6. Tchaikovsky (Last week: Unranked)
Retroactively worried about young Tchaikovsky.
5. The employees at Philip’s travel agency (Last week: 4)
Just as the future is coming for Mail Robot, the future is coming for travel agents. Philip won’t have to worry, probably, because he’ll be dead or in prison by the time the Internet and its quick and easy budget travel sites take over the industry. (So he’s got that going for him.) But the rest of them, Stavos included, are gonna need a backup plan. I can go to San Diego by myself, thanks.
You know what I’m just now realizing? Henry is a computer and math whiz. His dad is in the travel industry. Maybe that’s a thing. He can pitch it to Donna’s old firm from Halt and Catch Fire. Maybe Boz can help. Henry and Boz. I would watch that.
4. Philip (Last week: 5)
Hey, let’s check in with Phi-..
Ahh. Right.
3. Elizabeth (Last week: 2)
Two sides to this coin.
SIDE ONE: Elizabeth is fried, man. She’s smoking cigarettes and looking frazzled and trying to balance like eight cover identities at once, in addition to doing secret nuclear things that require her to wear a suicide pill around her neck at all times. She’s not getting enough help or support and the thing she said last season to Tuan about the importance of having someone to work with is starting to look less like advice and more like a prophecy. She can’t go on like this. She’ll either get killed or just scream into the void until she vibrates fast enough to turn into a quickly spreading cloud of molecules. Lady needs a break.
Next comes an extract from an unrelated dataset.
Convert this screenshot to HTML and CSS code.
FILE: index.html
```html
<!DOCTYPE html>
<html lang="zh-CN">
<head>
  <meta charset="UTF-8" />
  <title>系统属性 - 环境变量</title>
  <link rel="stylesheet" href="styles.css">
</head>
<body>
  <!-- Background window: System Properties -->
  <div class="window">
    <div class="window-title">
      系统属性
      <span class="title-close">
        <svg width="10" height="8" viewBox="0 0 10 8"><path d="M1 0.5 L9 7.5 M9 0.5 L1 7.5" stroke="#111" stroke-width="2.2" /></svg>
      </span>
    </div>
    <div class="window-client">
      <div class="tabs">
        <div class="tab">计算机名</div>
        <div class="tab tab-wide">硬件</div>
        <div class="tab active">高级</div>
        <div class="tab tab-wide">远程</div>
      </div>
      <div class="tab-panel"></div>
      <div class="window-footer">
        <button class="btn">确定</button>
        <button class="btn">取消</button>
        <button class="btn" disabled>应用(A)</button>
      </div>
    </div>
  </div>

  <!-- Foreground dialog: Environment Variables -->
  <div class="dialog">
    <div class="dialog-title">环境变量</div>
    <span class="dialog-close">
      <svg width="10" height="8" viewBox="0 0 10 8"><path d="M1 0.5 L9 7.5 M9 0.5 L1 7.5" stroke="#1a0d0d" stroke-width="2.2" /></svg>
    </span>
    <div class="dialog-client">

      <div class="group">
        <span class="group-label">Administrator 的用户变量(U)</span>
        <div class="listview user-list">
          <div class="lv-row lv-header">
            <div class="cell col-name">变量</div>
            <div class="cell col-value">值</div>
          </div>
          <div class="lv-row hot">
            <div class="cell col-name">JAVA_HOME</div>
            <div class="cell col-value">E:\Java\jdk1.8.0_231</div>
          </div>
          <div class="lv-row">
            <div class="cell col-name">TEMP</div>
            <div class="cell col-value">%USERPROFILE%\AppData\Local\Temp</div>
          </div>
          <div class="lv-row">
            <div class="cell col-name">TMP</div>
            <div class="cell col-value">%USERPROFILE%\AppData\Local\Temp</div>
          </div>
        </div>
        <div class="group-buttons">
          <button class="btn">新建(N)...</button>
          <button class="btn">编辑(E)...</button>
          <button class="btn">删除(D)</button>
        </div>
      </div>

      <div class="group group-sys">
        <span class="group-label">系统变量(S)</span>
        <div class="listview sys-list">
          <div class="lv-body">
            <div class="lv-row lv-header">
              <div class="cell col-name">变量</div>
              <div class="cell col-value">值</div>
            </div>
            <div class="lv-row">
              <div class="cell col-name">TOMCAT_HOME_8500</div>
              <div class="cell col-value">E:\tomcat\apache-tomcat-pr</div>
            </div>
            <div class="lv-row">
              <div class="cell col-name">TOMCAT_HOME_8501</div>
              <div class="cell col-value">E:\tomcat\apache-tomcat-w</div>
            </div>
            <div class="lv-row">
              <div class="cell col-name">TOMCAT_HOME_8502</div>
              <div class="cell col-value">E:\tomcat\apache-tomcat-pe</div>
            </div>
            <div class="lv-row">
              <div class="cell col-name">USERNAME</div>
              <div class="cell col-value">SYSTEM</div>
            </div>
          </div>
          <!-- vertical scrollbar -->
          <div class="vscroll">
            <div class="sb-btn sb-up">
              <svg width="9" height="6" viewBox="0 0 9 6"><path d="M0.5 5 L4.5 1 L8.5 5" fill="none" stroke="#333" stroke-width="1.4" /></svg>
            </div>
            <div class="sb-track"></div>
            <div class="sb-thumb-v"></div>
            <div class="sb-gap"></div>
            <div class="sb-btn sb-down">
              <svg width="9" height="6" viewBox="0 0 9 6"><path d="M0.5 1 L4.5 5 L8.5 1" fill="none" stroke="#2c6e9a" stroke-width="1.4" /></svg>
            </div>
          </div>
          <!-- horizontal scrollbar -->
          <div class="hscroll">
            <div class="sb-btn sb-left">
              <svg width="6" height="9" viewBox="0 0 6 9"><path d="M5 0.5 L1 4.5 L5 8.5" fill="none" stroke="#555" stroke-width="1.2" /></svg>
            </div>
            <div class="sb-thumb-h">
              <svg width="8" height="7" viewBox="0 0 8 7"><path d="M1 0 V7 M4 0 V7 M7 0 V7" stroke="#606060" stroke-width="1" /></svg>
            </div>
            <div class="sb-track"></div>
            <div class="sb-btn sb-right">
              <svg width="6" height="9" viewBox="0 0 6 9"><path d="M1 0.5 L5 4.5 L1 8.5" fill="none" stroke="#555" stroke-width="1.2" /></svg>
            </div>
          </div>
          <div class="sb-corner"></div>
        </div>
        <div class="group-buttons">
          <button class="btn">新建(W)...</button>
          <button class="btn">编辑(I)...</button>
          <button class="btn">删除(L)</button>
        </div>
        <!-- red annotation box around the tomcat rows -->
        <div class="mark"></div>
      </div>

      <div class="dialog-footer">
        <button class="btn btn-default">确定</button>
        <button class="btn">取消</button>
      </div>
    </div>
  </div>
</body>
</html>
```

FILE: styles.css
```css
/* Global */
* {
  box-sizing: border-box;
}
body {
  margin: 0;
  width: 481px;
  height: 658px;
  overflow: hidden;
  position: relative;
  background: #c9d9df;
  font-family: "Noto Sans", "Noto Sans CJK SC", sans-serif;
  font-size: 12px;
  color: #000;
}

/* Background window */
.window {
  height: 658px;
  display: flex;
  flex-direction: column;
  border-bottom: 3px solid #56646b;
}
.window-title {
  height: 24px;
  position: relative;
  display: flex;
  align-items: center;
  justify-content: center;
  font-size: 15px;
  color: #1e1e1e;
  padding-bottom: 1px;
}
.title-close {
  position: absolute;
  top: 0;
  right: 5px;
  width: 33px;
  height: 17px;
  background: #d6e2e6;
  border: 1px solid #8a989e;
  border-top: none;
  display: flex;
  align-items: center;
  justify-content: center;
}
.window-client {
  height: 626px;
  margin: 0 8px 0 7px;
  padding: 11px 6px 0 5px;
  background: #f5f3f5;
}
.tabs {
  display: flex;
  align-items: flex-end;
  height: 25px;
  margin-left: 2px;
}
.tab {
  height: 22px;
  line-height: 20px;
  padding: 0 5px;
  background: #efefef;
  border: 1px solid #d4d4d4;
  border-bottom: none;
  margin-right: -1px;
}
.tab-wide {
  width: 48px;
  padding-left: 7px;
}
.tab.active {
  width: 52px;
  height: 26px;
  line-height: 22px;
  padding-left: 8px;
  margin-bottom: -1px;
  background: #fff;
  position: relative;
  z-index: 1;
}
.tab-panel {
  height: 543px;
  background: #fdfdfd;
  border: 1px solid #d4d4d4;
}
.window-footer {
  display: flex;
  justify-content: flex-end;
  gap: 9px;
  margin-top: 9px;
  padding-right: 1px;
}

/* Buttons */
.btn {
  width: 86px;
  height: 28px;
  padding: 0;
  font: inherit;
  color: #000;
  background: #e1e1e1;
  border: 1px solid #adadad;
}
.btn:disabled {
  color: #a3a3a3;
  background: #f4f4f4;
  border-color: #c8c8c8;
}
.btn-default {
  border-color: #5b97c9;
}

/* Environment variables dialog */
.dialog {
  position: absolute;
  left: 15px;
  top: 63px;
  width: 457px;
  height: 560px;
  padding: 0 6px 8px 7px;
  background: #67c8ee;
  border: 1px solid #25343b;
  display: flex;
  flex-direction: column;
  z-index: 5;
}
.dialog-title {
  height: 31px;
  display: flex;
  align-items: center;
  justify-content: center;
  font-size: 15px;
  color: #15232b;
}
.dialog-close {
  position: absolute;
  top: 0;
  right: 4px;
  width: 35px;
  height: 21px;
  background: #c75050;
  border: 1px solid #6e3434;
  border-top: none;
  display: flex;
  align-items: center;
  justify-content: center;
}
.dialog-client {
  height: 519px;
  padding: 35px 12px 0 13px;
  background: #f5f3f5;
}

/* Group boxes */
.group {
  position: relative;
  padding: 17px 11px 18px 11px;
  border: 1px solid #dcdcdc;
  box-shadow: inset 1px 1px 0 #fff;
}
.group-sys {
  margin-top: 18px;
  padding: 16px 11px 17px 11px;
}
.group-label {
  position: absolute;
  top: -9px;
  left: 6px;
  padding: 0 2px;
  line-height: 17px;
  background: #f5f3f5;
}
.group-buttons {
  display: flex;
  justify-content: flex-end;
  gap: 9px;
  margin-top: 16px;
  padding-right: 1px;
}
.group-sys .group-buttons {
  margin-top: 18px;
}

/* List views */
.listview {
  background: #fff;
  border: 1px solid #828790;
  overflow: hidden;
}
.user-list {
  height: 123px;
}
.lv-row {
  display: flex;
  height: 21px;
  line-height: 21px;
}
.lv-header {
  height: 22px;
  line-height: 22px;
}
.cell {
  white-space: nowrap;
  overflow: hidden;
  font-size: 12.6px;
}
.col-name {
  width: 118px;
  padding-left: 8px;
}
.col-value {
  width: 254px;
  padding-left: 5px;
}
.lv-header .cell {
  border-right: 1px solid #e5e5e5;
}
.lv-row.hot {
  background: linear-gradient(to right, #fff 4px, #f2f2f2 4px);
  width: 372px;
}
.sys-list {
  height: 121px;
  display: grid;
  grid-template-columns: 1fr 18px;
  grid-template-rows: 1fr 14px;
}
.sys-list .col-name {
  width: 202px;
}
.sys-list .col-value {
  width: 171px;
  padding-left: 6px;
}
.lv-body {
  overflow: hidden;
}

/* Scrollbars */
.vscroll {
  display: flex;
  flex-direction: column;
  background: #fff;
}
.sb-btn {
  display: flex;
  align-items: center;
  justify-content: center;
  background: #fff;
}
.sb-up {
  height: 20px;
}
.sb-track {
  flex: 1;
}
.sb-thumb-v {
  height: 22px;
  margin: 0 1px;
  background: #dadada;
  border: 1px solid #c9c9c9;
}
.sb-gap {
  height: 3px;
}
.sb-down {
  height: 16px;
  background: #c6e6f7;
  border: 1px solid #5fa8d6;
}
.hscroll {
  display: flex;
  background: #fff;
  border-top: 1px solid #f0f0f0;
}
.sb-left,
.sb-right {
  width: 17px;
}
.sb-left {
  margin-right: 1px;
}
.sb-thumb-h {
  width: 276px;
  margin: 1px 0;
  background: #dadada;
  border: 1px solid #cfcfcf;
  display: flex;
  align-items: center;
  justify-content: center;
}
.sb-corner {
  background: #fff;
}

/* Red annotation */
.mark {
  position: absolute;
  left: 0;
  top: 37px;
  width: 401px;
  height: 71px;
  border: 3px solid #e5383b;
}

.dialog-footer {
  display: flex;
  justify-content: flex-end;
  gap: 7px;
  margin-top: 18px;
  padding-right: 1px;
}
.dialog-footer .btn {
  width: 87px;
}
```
SIDE TWO: Screw Elizabeth. She’s strong-arming assets and lying to Paige about the life she’s pushing her into and she’s basically going to torture the negotiator’s sick wife until after the summit, which is bad. A fair amount of the problems people have on the show could be solved by removing her from the situation. Although I guess Claudia would still train Paige. And if Philip is sad now, hoo boy, imagine that frowning disaster. And Henry would be bummed. We can’t have that. So there are no good answers here.
Some great wigs this week, though. Gotta give her that.
2. Anyone who goes into the woods, ever, even once (Last week: Unranked)
One of the only things I know for certain in this life is that nothing good has ever happened in the woods. The woods are bad. If someone says to you “Hey, let’s go into those woods over there for a minute,” you say no, because either a) that person is going to murder you, or b) someone or something is going to murder you both. In fact, just cut that person out of your life, to be safe. You can’t be putting your life at risk by hanging out with a person who suggests going into the woods! You have such a bright future!
Anyway, this is why, as soon as Elizabeth and the military guy went into those woods, I was like “Well, rest in peace, bud,” because it’s too soon in the season for Elizabeth to die and there was no way both of them were coming out alive.
Don’t go into the woods.
Never go into the woods.
1. Paige (Last week: 3)
There are some things in life you can’t unsee, things that burn themselves into your brain and haunt you for the rest of your life. I’ve got to imagine “your mom’s panicked face covered in a man’s brains” is one of those things. Even if everything somehow works out okay for Paige (it won’t), like she escapes her family and testifies against them and writes a bestselling series of loosely fictionalized spy novels and uses the royalties to retire to St. Barth’s in her early 30s, she’ll still wake up in a sweat like 50 nights a year with that image sharp as a scythe in her mind. Paige is broken now. It’s not great.
Also, and this is admittedly a much smaller problem in the grand scheme of things, but still one worth noting, if she ever has kids and they see a picture of her from this time period, she’s gonna have to explain these pants. Also not great.